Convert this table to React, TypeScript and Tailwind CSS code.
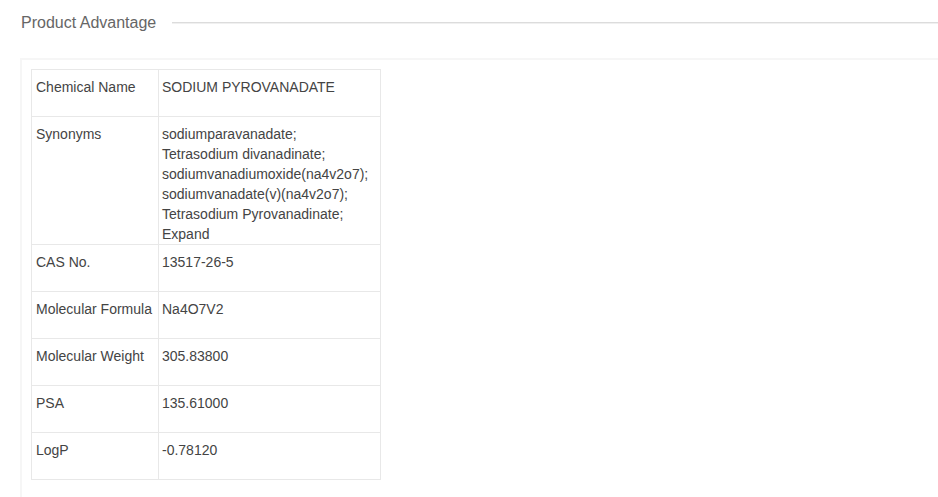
const rows: { label: string; value: string[] }[] = [
  { label: "Chemical Name", value: ["SODIUM PYROVANADATE"] },
  {
    label: "Synonyms",
    value: [
      "sodiumparavanadate;",
      "Tetrasodium divanadinate;",
      "sodiumvanadiumoxide(na4v2o7);",
      "sodiumvanadate(v)(na4v2o7);",
      "Tetrasodium Pyrovanadinate;",
      "Expand",
    ],
  },
  { label: "CAS No.", value: ["13517-26-5"] },
  { label: "Molecular Formula", value: ["Na4O7V2"] },
  { label: "Molecular Weight", value: ["305.83800"] },
  { label: "PSA", value: ["135.61000"] },
  { label: "LogP", value: ["-0.78120"] },
];

export default function App() {
  return (
    <div className="w-[938px] h-[497px] overflow-hidden bg-white font-['Liberation_Sans',Arial,sans-serif]">
      <div className="flex items-center pl-[21px] pt-[12px] h-[22px] box-content">
        <h2 className="text-[16px] leading-[22px] text-[#666] whitespace-nowrap">Product Advantage</h2>
        <div className="flex-1 ml-[16px] h-px bg-[#dcdcdc] border-b border-[#f0f0f0] box-content"></div>
      </div>

      <div className="mt-[24px] ml-[20px] border-t-2 border-l-2 border-[#f6f6f6] pl-[9px] pt-[9px] h-[460px]">
        <table className="border-collapse w-[350px] text-[14px] leading-[20px] text-[#333]">
          <tbody>
            {rows.map((row) => (
              <tr key={row.label}>
                <td className="w-[127px] h-[47px] border border-[#e8e8e8] align-top pt-[7px] pl-[4px] pr-0 whitespace-nowrap text-[#444]">
                  {row.label}
                </td>
                <td className="h-[47px] border border-[#e8e8e8] align-top pt-[7px] pl-[3px] pr-[2px] text-[#444]">
                  {row.value.map((v, i) => (
                    <div key={i}>{v}</div>
                  ))}
                </td>
              </tr>
            ))}
          </tbody>
        </table>
      </div>
    </div>
  );
}
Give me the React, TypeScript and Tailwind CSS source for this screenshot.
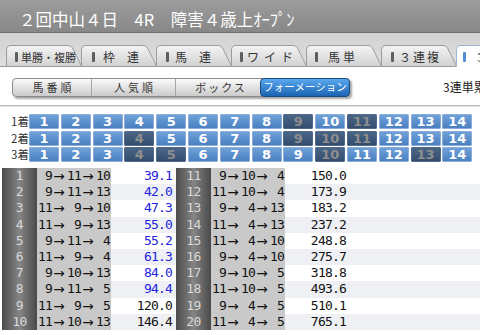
import React from "react";

const jp = "font-['Noto_Sans_CJK_JP',sans-serif]";
const mono = "font-['DejaVu_Sans_Mono',monospace]";

const tabs = [
  { label: "単勝・複勝", cls: "ml-[3px] text-[11px]", pl: "pl-[9px]" },
  { label: "枠　連", cls: "ml-[8px] text-[12px]", pl: "pl-[11px]" },
  { label: "馬　連", cls: "ml-[6px] text-[12px]", pl: "pl-[10px]" },
  { label: "ワイド", cls: "ml-[4px] text-[12px] tracking-[5px]", pl: "pl-[9px]" },
  { label: "馬単", cls: "ml-[10px] text-[12px] tracking-[3px]", pl: "pl-[9px]" },
  { label: "３連複", cls: "ml-[5px] text-[12px] tracking-[2px]", pl: "pl-[10px]" },
  { label: "３連単", cls: "ml-[9px] text-[12px] tracking-[2px]", pl: "pl-[7px]", active: true },
];

const selected = [
  [9, 11],
  [4, 9, 10, 11],
  [4, 5, 10, 13],
];

const rows: [number, number[], string][] = [
  [1, [9, 11, 10], "39.1"],
  [2, [9, 11, 13], "42.0"],
  [3, [11, 9, 10], "47.3"],
  [4, [11, 9, 13], "55.0"],
  [5, [9, 11, 4], "55.2"],
  [6, [11, 9, 4], "61.3"],
  [7, [9, 10, 13], "84.0"],
  [8, [9, 11, 5], "94.4"],
  [9, [11, 9, 5], "120.0"],
  [10, [11, 10, 13], "146.4"],
  [11, [9, 10, 4], "150.0"],
  [12, [11, 10, 4], "173.9"],
  [13, [9, 4, 13], "183.2"],
  [14, [11, 4, 13], "237.2"],
  [15, [11, 4, 10], "248.8"],
  [16, [9, 4, 10], "275.7"],
  [17, [9, 10, 5], "318.8"],
  [18, [11, 10, 5], "493.6"],
  [19, [9, 4, 5], "510.1"],
  [20, [11, 4, 5], "765.1"],
];

function Tab({ i, label, cls, pl, active }: { i: number; label: string; cls: string; pl: string; active?: boolean }) {
  return (
    <div className={`relative h-[21px] w-[75px] shrink-0 ${active ? "z-10 mb-[-1px] h-[22px]" : ""}`}>
      <svg className="absolute left-0 top-0 overflow-visible" width="76" height={active ? 22 : 21}>
        <defs>
          <linearGradient id={`tg${i}`} x1="0" y1="0" x2="0" y2="1">
            <stop offset="0" stopColor={active ? "#ffffff" : "#f4f4f4"} />
            <stop offset="1" stopColor={active ? "#ffffff" : "#d2d2d2"} />
          </linearGradient>
        </defs>
        <path
          d={`M0.5 ${active ? 22 : 21} L0.5 5 Q0.5 0.5 5 0.5 L62 0.5 Q65 0.5 66.5 3 L75.5 ${active ? 22 : 21}`}
          fill={`url(#tg${i})`}
          stroke={active ? "#9fb6cf" : "#9c9c9c"}
        />
      </svg>
      <div className={`relative flex h-[21px] items-center pt-[2px] leading-[16px] text-[#333] ${pl}`}>
        <span className={`h-[10px] w-[3px] rounded-[1px] ${active ? "bg-[#4f8fd6]" : "bg-[#5e5e5e]"}`} />
        <span className={`${cls} whitespace-nowrap`}>{label}</span>
      </div>
    </div>
  );
}

function Seg({ w, children, extra = "" }: { w: string; children: React.ReactNode; extra?: string }) {
  return (
    <div className={`flex h-full items-center justify-center border-r border-[#a6a6a6] text-[11px] leading-[16px] text-[#333] ${w} ${extra}`}>
      {children}
    </div>
  );
}

function Combo({ n }: { n: number[] }) {
  return (
    <div className={`flex h-full items-center justify-end pr-[1px] text-[13px] leading-[16px] tracking-[-0.8px] text-[#111] ${mono}`}>
      <span className="inline-block w-[15px] text-right">{n[0]}</span>
      <span className="inline-block w-[14px] text-center font-['DejaVu_Sans',sans-serif] text-[13.5px] tracking-normal">→</span>
      <span className="inline-block w-[15px] text-right">{n[1]}</span>
      <span className="inline-block w-[14px] text-center font-['DejaVu_Sans',sans-serif] text-[13.5px] tracking-normal">→</span>
      <span className="inline-block w-[15px] text-right">{n[2]}</span>
    </div>
  );
}

function NumCell({ n }: { n: number }) {
  return (
    <div className={`flex w-[35px] items-center justify-center bg-gradient-to-r from-[#4c4c4c] via-[#858585] to-[#4a4a4a] text-[13px] tracking-[-0.5px] text-[#d9d9d9] ${mono}`}>
      {n}
    </div>
  );
}

export default function App() {
  const left = rows.slice(0, 10);
  const right = rows.slice(10);
  return (
    <div className={`h-[335px] w-[480px] overflow-hidden bg-white ${jp}`}>
      {/* title */}
      <div className="h-[33px] border-b border-[#6c6c6c] bg-gradient-to-b from-[#9c9c9c] to-[#888888] pl-[19px] pt-[9px] text-[16.5px] leading-[20px] whitespace-nowrap text-white">
        ２回中山４日　4R　障害４歳上ｵｰﾌﾟﾝ
      </div>

      {/* tabs */}
      <div className="flex h-[34px] items-end border-b border-[#9c9c9c] bg-gradient-to-b from-[#d2d2d2] to-[#dedede] pl-[6px]">
        {tabs.map((t, i) => (
          <Tab key={t.label} i={i} {...t} />
        ))}
      </div>

      {/* sort buttons */}
      <div className="flex h-[38px] items-center pl-[12px] pt-[2px]">
        <div className="flex h-[19px] w-[338px] rounded-[4px] border border-[#8c8c8c] bg-gradient-to-b from-[#fbfbfb] to-[#cbcbcb] shadow-[2px_2px_2px_rgba(0,0,0,0.35)]">
          <Seg w="w-[79px]" extra="tracking-[3px] pl-[3px]">馬番順</Seg>
          <Seg w="w-[84px]" extra="tracking-[3px] pl-[3px]">人気順</Seg>
          <Seg w="w-[84px]" extra="tracking-[2px] pl-[6px] border-r-0">ボックス</Seg>
          <div className="-my-px -mr-px flex flex-1 items-center justify-center rounded-[4px] border border-[#1b4a80] bg-gradient-to-b from-[#5aa8ee] to-[#1a64b3] text-[10.5px] leading-[16px] text-white">
            フォーメーション
          </div>
        </div>
        <div className="ml-auto w-[37px] overflow-hidden whitespace-nowrap text-[12px] text-[#222]">3連単累計</div>
      </div>

      <div className="h-[2px] border-t border-[#b9b9b9] bg-[#e6e6e6]" />

      {/* horse grid */}
      <div className="flex flex-col gap-y-[1.5px] pt-[7px]">
        {selected.map((sel, r) => (
          <div key={r} className="flex h-[15px] items-center">
            <div className="w-[29px] pl-[11px] text-[11.5px] leading-[15px] text-[#333]">{r + 1}着</div>
            <div className="grid grid-cols-[repeat(14,30px)] gap-x-[1.8px]">
              {Array.from({ length: 14 }, (_, k) => k + 1).map((n) => {
                const on = sel.includes(n);
                return (
                  <div
                    key={n}
                    className={`flex h-[15px] items-center justify-center rounded-[1px] border font-['DejaVu_Sans',sans-serif] text-[13px] font-bold leading-none ${
                      on
                        ? "border-[#52698a] bg-gradient-to-b from-[#4b6587] to-[#334d6e] text-[#8e8e8e]"
                        : "border-[#8aaed9] bg-gradient-to-b from-[#70a1d8] to-[#4a80c1] text-white"
                    }`}
                  >
                    {n}
                  </div>
                );
              })}
            </div>
          </div>
        ))}
      </div>

      {/* odds table */}
      <div className="ml-[2px] mt-[6px] flex flex-col leading-[16px]">
        {left.map((l, k) => {
          const r = right[k];
          const stripe = k % 2 === 1 ? "bg-[#eef0f4]" : "bg-white";
          return (
            <div key={k} className="flex h-[16.2px]">
              <NumCell n={l[0]} />
              <div className="w-[74px] bg-[#c9c9c9]">
                <Combo n={l[1]} />
              </div>
              <div className={`w-[65px] pr-[4px] text-right text-[13px] tracking-[-0.8px] ${mono} ${stripe} ${parseFloat(l[2]) < 100 ? "text-[#2323e0]" : "text-[#111]"}`}>
                {l[2]}
              </div>
              <NumCell n={r[0]} />
              <div className="w-[74px] bg-[#c9c9c9]">
                <Combo n={r[1]} />
              </div>
              <div className={`flex-1 ${stripe}`}>
                <div className={`w-[65px] pr-[4px] text-right text-[13px] tracking-[-0.8px] text-[#111] ${mono}`}>{r[2]}</div>
              </div>
            </div>
          );
        })}
      </div>
    </div>
  );
}
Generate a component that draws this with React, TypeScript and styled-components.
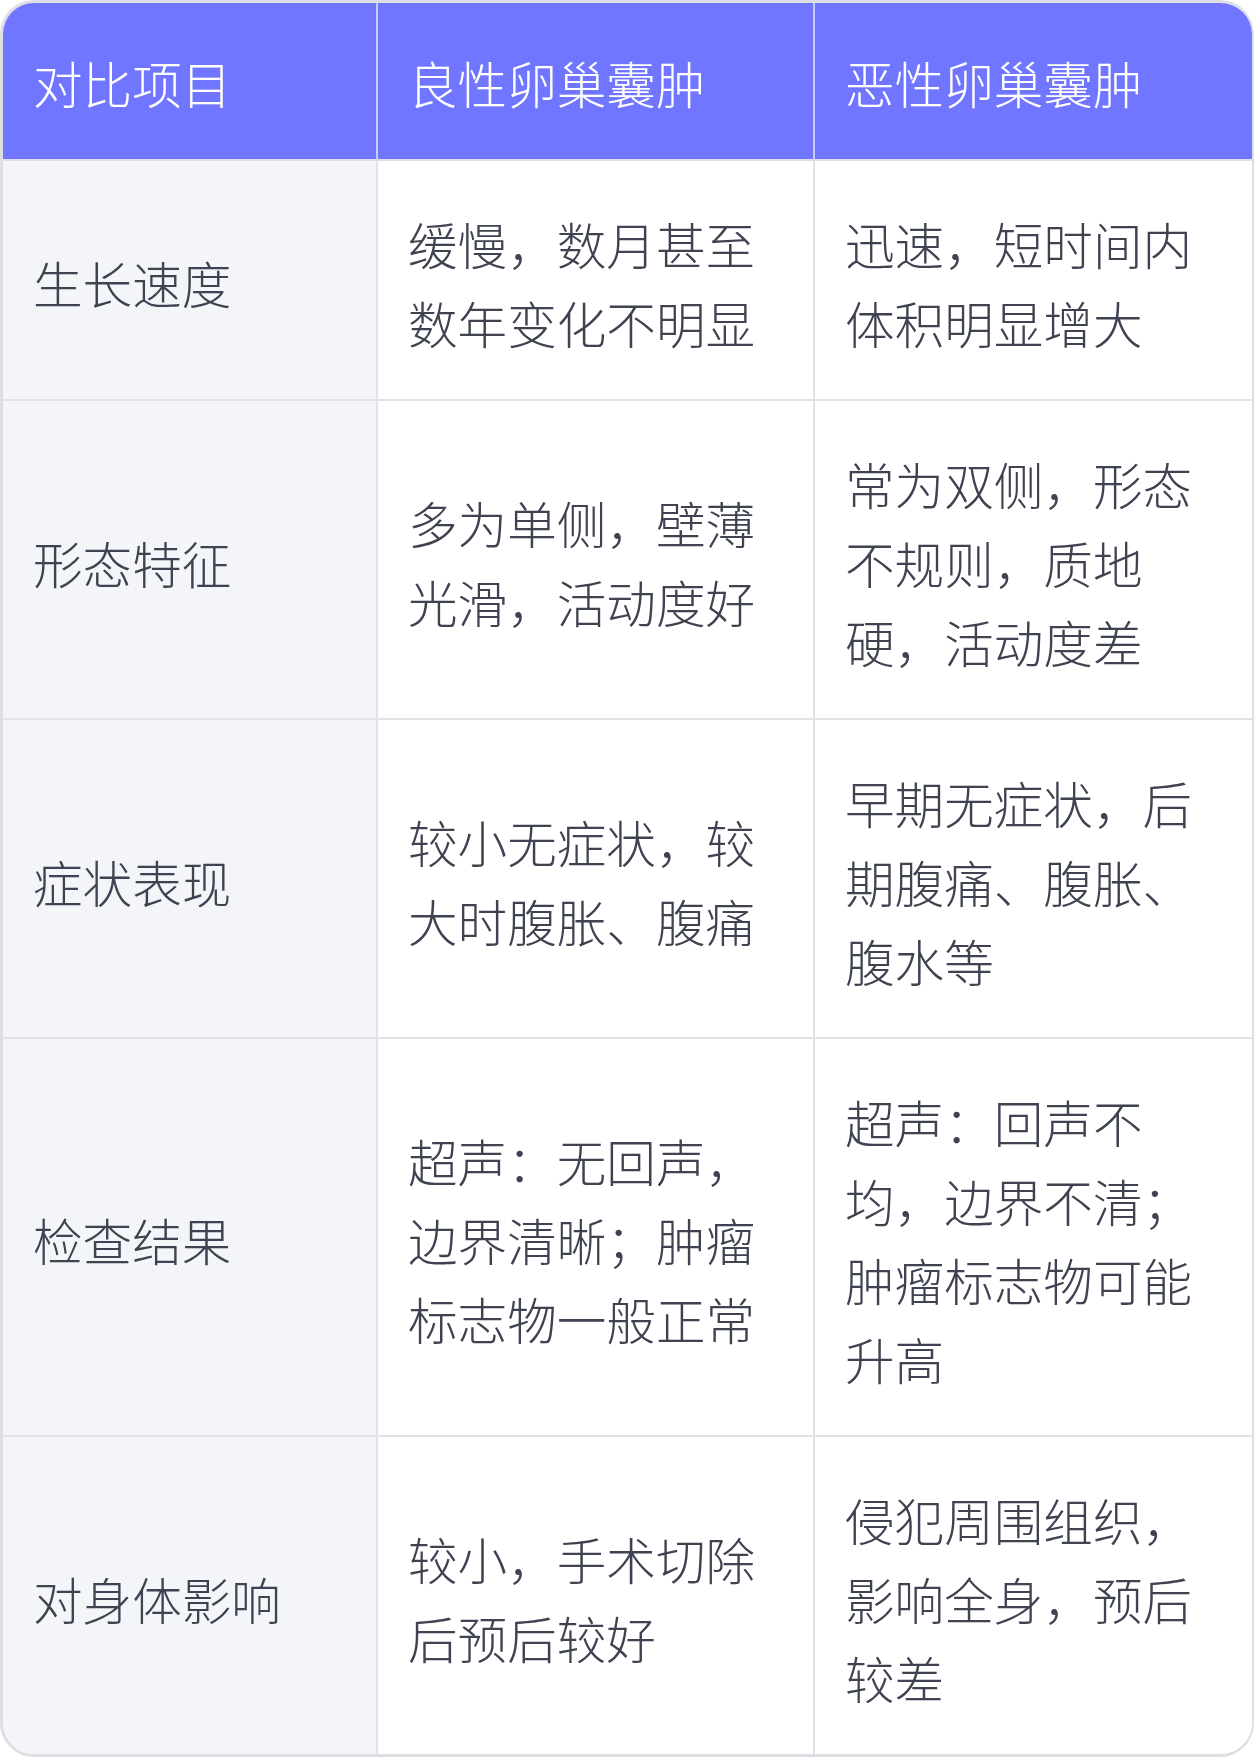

■ ■ ■ ■ ■ ■ ■

Spot every line that holds "table" and copy it.

In response →
Convert this table to React, TypeScript and Tailwind CSS code.
        <table className="border-collapse w-[350px] text-[14px] leading-[20px] text-[#333]">
        </table>
      {/* odds table */}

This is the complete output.